Specialists in sexual-assault law and women’s advocates in several provinces told The Globe and Mail the conviction of a victim for violating a ban on her own identity appears to be unprecedented.

The appeal is also unusual, because of the woman’s guilty plea and because she had legal counsel when she made that plea. A statement of facts presented jointly by regional Crown counsel Brian White and her defence lawyer, Valeria Ruoso, to Ontario Court Justice Thomas McKay on March 17, said the statement would be understood to be a confession in any subsequent legal proceeding.

The appeal leaves Ontario with a decision to make: whether the Ministry of the Attorney-General wishes to fight for a conviction and fine that are now in the public eye. “As this matter is in the appeal period, it would be inappropriate to comment,” spokesman Brian Gray said in an e-mail.

The woman, who is in her 40s, is also appealing her $2,600 fine, though it, too, was requested in a joint submission by Mr. White, the prosecutor, and Ms. Ruoso, her defence counsel.

The notice of appeal says the fine – which includes a $600 surcharge to pay for government-subsidized services for victims – “brings the administration of justice into disrepute and is contrary to the public interest.”

The woman’s ex-husband was convicted of sexually assaulting her in the context of an acrimonious divorce in September, 2019, by Ontario Court Justice Karey Katzsch. The ruling was not published, and the victim ordered a transcript from the court.

A transcript from the March hearing shows Justice McKay chiding the woman. “I understand sort of the emotional impact, being a victim of a crime. I know that a crime such as this, it is particularly personal and people have a reaction to that. That being said, court orders have to be followed, particularly ones that deal with people’s privacy.”

The reason the woman pleaded guilty and accepted the fine, Ms. Parker said, was that “the Crown told her lawyer at the time that he was gunning for a conviction. … she was worn down and she was just broken by the system.” She was involved in a divorce where custody was at issue, and had endured difficult criminal proceedings as the complainant in the sexual-assault trial.

She decided to appeal “because what happened was a complete travesty of justice,” Ms. Parker said. The conviction would leave her with a criminal record that could affect her ability to enter the United States or apply for certain jobs.

“And she is not a criminal. She is a victim.

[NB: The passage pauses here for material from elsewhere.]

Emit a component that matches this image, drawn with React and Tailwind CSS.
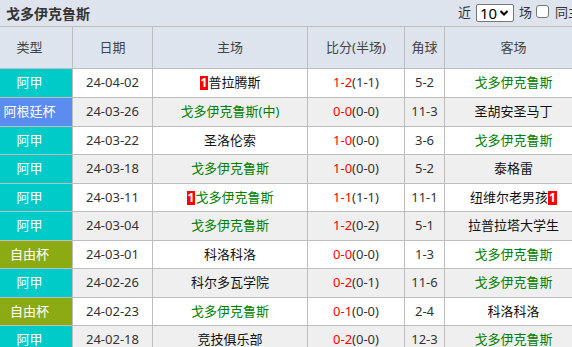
import React from 'react';

const GREEN = 'text-[#008000]';

const rows = [
  { type: '阿甲', date: '24-04-02', home: '普拉腾斯', homeBadge: true, score: '1-2', half: '(1-1)', corner: '5-2', away: '戈多伊克鲁斯', awayGreen: true },
  { type: '阿根廷杯', date: '24-03-26', home: '戈多伊克鲁斯(中)', homeGreen: true, score: '0-0', half: '(0-0)', corner: '11-3', away: '圣胡安圣马丁' },
  { type: '阿甲', date: '24-03-22', home: '圣洛伦索', score: '1-0', half: '(0-0)', corner: '3-6', away: '戈多伊克鲁斯', awayGreen: true },
  { type: '阿甲', date: '24-03-18', home: '戈多伊克鲁斯', homeGreen: true, score: '1-0', half: '(0-0)', corner: '5-2', away: '泰格雷' },
  { type: '阿甲', date: '24-03-11', home: '戈多伊克鲁斯', homeGreen: true, homeBadge: true, score: '1-1', half: '(1-1)', corner: '11-1', away: '纽维尔老男孩', awayBadge: true },
  { type: '阿甲', date: '24-03-04', home: '戈多伊克鲁斯', homeGreen: true, score: '1-2', half: '(0-2)', corner: '5-1', away: '拉普拉塔大学生' },
  { type: '自由杯', date: '24-03-01', home: '科洛科洛', score: '0-0', half: '(0-0)', corner: '1-3', away: '戈多伊克鲁斯', awayGreen: true },
  { type: '阿甲', date: '24-02-26', home: '科尔多瓦学院', score: '0-2', half: '(0-1)', corner: '11-6', away: '戈多伊克鲁斯', awayGreen: true },
  { type: '自由杯', date: '24-02-23', home: '戈多伊克鲁斯', homeGreen: true, score: '0-1', half: '(0-0)', corner: '2-4', away: '科洛科洛' },
  { type: '阿甲', date: '24-02-18', home: '竞技俱乐部', score: '0-2', half: '(0-0)', corner: '12-3', away: '戈多伊克鲁斯', awayGreen: true },
];

// row heights incl. bottom border, matching the screenshot's 28.5px rhythm
const heights = ['h-[29px]', 'h-[29px]', 'h-[28px]', 'h-[29px]', 'h-[28px]', 'h-[29px]', 'h-[28px]', 'h-[29px]', 'h-[28px]', 'h-[28px]'];

const typeBg = {
  '阿甲': 'bg-[#00cbc9]',
  '阿根廷杯': 'bg-[#5b8cf0]',
  '自由杯': 'bg-[#8cab12]',
};

const Badge = () => (
  <span className="inline-block bg-[#ff0000] text-white font-bold text-[12px] leading-[14px] px-[1px]">1</span>
);

const cell = 'flex items-center justify-center border-r border-[#bdbdbd] h-full';

export default function App() {
  return (
    <div
      className="w-[572px] h-[347px] overflow-hidden bg-white text-[13px] text-[#333]"
      style={{ fontFamily: '"Noto Sans", "Noto Sans CJK SC", sans-serif' }}
    >
      <div className="w-[600px]">
        {/* title bar */}
        <div className="flex items-center h-[27px] bg-[#dde4ee] border-b border-[#bdbdbd] pl-[6px] pr-[6px]">
          <span className="font-bold text-[#333] text-[14px]">戈多伊克鲁斯</span>
          <div className="ml-auto flex items-center whitespace-nowrap text-[#333]">
            <span>近</span>
            <span className="ml-[5px] flex items-center h-[18px] w-[38px] bg-white border border-[#767676] rounded-[2px] pl-[3px] text-[15px] text-black">
              10
              <svg className="ml-[2px]" width="10" height="8" viewBox="0 0 10 8">
                <path d="M1.5 2 L5 5.5 L8.5 2" fill="none" stroke="#000" strokeWidth="2" />
              </svg>
            </span>
            <span className="ml-[5px]">场</span>
            <span className="ml-[4px] inline-block w-[13px] h-[13px] bg-white border border-[#767676] rounded-[3px] -mt-[4px]" />
            <span className="ml-[6px]">同主客</span>
          </div>
        </div>

        {/* header */}
        <div className="flex h-[42px] bg-[#dde4ee] border-b border-[#bdbdbd] text-[#444]">
          <div className={`${cell} w-[73px] pr-[13px]`}>类型</div>
          <div className={`${cell} w-[80px]`}>日期</div>
          <div className={`${cell} w-[155px]`}>主场</div>
          <div className={`${cell} w-[97px]`}>比分(半场)</div>
          <div className={`${cell} w-[40px]`}>角球</div>
          <div className={`${cell} w-[138px]`}>客场</div>
        </div>

        {/* rows */}
        {rows.map((r, i) => (
          <div
            key={i}
            className={`flex ${heights[i]} border-b border-[#bdbdbd] ${i % 2 === 1 ? 'bg-[#efefef]' : 'bg-white'}`}
          >
            <div className={`${cell} w-[73px] pr-[13px] text-white ${typeBg[r.type]}`}>{r.type}</div>
            <div className={`${cell} w-[80px] text-[#333]`}>{r.date}</div>
            <div className={`${cell} w-[155px] ${r.homeGreen ? GREEN : 'text-[#111]'}`}>
              {r.homeBadge && <Badge />}
              <span>{r.home}</span>
            </div>
            <div className={`${cell} w-[97px]`}>
              <span className="text-[#ff0000]">{r.score}</span>
              <span className="text-[#333]">{r.half}</span>
            </div>
            <div className={`${cell} w-[40px] text-[#333]`}>{r.corner}</div>
            <div className={`${cell} w-[138px] ${r.awayGreen ? GREEN : 'text-[#111]'}`}>
              <span>{r.away}</span>
              {r.awayBadge && <Badge />}
            </div>
          </div>
        ))}
      </div>
    </div>
  );
}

Throughout the sentencing hearing the Crown kept referring to her as the complainant in a sexual-assault case. She wasn’t the complainant any more. She was a victim.”

Constance Backhouse, a University of Ottawa law professor and historian, said that the appeal is “very good news,” and the legal strategy was an innovative one.

The hurdles are not insurmountable, Anthony Moustacalis, a former head of the Criminal Lawyers‘ Association, said in an interview.

“Is it difficult? Yes. Is it impossible? No. Like all things in law, it’s fact specific.” (Mr. Moustacalis has no involvement in the case.)

Ms. Ruoso declined to comment, and Mr. White did not reply to a request for comment.